A funeral will be held Monday for a Louisville Marine killed during World War II.
Marine Corps Reserve Pfc. John R. Bayens was killed on Nov. 22, 1943, while battling Japanese forces on the small island of Betio in the Tarawa Atoll of the Gilbert Islands. Bayens was 20.
His remains were reportedly buried in Cemetery 33 on Betio Island. In 2014, History Flight, Inc., a nonprofit dedicated to recovering deceased service members, identified Cemetery 33, and through excavation uncovered multiple sets of remains. According to a news release, the remains were then turned over to Defense POW/MIA Accounting Agency (DPAA) which identified Bayens’ remains using “dental, anthropological, and chest radiograph comparison analysis, as well as material evidence.”

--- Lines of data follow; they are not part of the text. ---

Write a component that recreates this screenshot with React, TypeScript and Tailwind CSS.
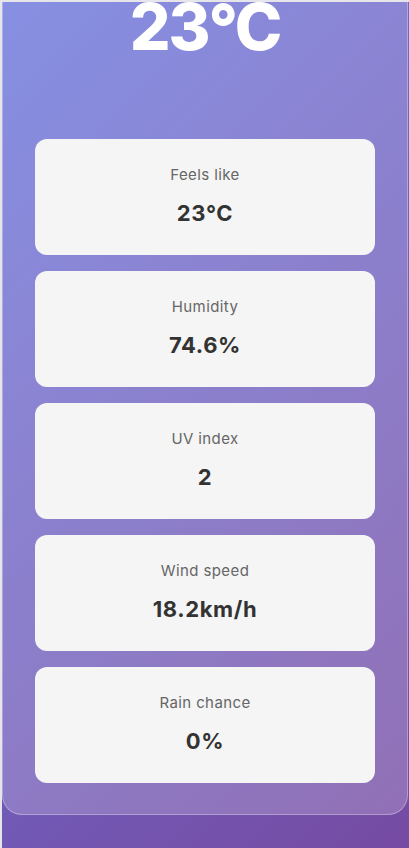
import React from "react";

const items = [
  { label: "Feels like", value: "23°C" },
  { label: "Humidity", value: "74.6%" },
  { label: "UV index", value: "2" },
  { label: "Wind speed", value: "18.2km/h" },
  { label: "Rain chance", value: "0%" },
];

export default function App() {
  return (
    <div className="bg-[#e6e6ea] pt-[2px] pl-[2px] w-[409px] h-[848px] overflow-hidden" style={{ fontFamily: "Inter, 'Liberation Sans', sans-serif" }}>
      <div className="w-[407px] h-[846px] overflow-hidden bg-[linear-gradient(135deg,#6974dc_0%,#764ba2_100%)]">
        <div className="-mt-[40px] w-[406px] rounded-[20px] border border-white/30 bg-white/20 pt-[32px] pb-[31px] px-[32px] flex flex-col">
          <h1 className="text-center text-white font-extrabold text-[64px] leading-[64px] tracking-[-2px]">23°C</h1>
          <div className="mt-[80px] flex flex-col gap-[16px]">
            {items.map((it) => (
              <div key={it.label} className="h-[116px] rounded-[12px] bg-[#f5f5f5] flex flex-col items-center pt-[25px]">
                <div className="text-[15px] leading-[22px] tracking-[0.4px] text-[#666666]">{it.label}</div>
                <div className="mt-[13px] text-[22px] leading-[28px] tracking-[0.6px] font-bold text-[#333333]">{it.value}</div>
              </div>
            ))}
          </div>
        </div>
      </div>
    </div>
  );
}
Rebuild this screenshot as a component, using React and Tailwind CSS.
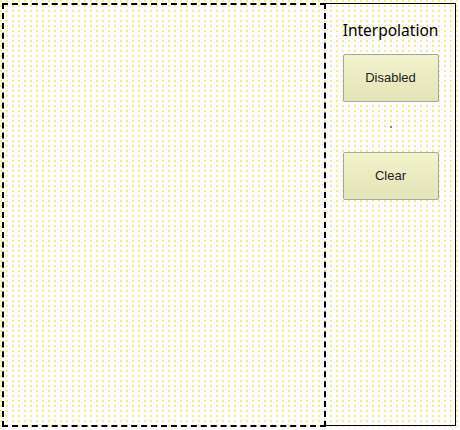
import React from 'react';

const dots =
  'bg-[radial-gradient(circle_at_1px_1px,#f3ec5a_0.6px,transparent_1px)] bg-[length:6px_5px]';

const Btn = ({ children }) => (
  <button
    className="w-[96px] h-[48px] rounded-[2px] border border-[#a8a8a0] bg-gradient-to-b from-[#f2f2cc] to-[#e4e4b8] text-[13px] text-[#222] font-['Liberation_Sans',Arial,sans-serif]"
  >
    {children}
  </button>
);

export default function App() {
  return (
    <div className={`w-[460px] h-[430px] bg-[#fdfdff] ${dots}`}>
      <div className="flex pt-[3px] pl-[2px]">
        {/* canvas */}
        <div className="w-[324px] h-[424px] border-2 border-dashed border-black" />
        {/* side panel */}
        <div className="w-[130px] h-[423px] border border-black border-l-0 flex flex-col items-center">
          <h2 className="mt-[16px] text-[15.5px] leading-[20px] text-black font-['Noto_Sans',sans-serif]">
            Interpolation
          </h2>
          <div className="mt-[14px]">
            <Btn>Disabled</Btn>
          </div>
          <div className="mt-[24px] w-[2px] h-[2px] bg-[#888]" />
          <div className="mt-[24px]">
            <Btn>Clear</Btn>
          </div>
        </div>
      </div>
    </div>
  );
}
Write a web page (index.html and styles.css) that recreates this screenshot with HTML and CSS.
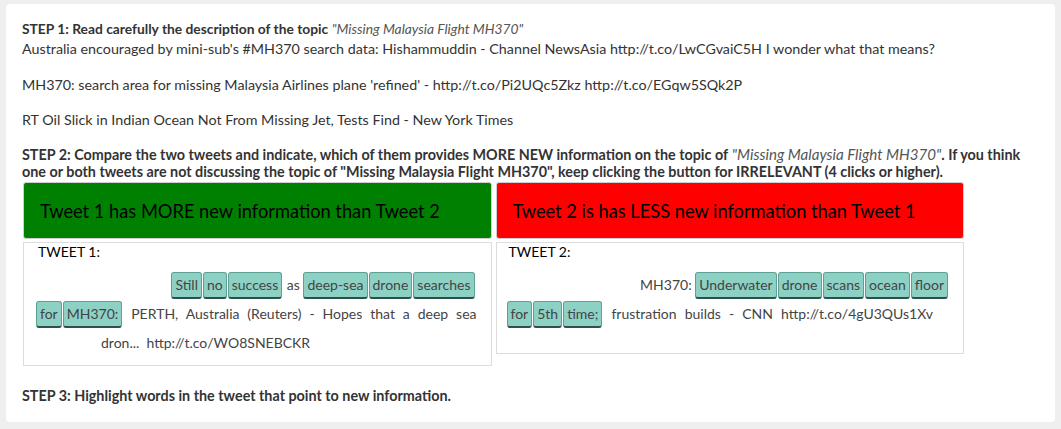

Growing up, Fran Mitchum heard good things about her uncle, John Bayens. Her family submitted DNA samples that helped DPAA officials identify Bayens’ remains. She said they got the call in September that Bayens had been positively identified. “We were just so excited as a family,” said 67-year-old Mitchum. “It’s taken a while, 76 years, but my siblings and I get to lay him to rest. It’s a pretty glorious feeling.”
Officers from the Jefferson County Sheriff’s Office will escort Bayens’ body, and Marines from Fort Knox will honor Bayens during his burial. Marine Sergeant Edward Hall, who’s stationed in Fort Knox, said this kind of event is rare because it is hard to find such graves.
“Whenever these mass graves were done in the past, during World War II for instance, they were done so quickly and the records were not the greatest back then, that they were mismarked,” Hall said. “[This ceremony is] important, on multiple levels, to show the community that we still honor all of our veterans, no matter when they were killed in action.”
Mitchum would agree. She said she wanted Bayen’s funeral open to the public in order to honor those who have fought, and to give military members a chance to welcome Bayens home. Now Mitchum hopes other families can share the experience.
“Hopefully, through this, other families will be able to feel the joy that we have and have that completion of a story,” Mitchum said. “And that eventually if we could bring them all home from wherever they are — the POWs and MIAs — bring them home to be buried on the land that they fought to keep free.”
Bayens’ public visitation starts at 10 a.m. Monday at Owen Funeral Home in Louisville. The grave-side service for Bayens starts at 1:30 p.m. at Evergren Cemetery in Louisville. He will be buried 15 feet away from his parents’ grave.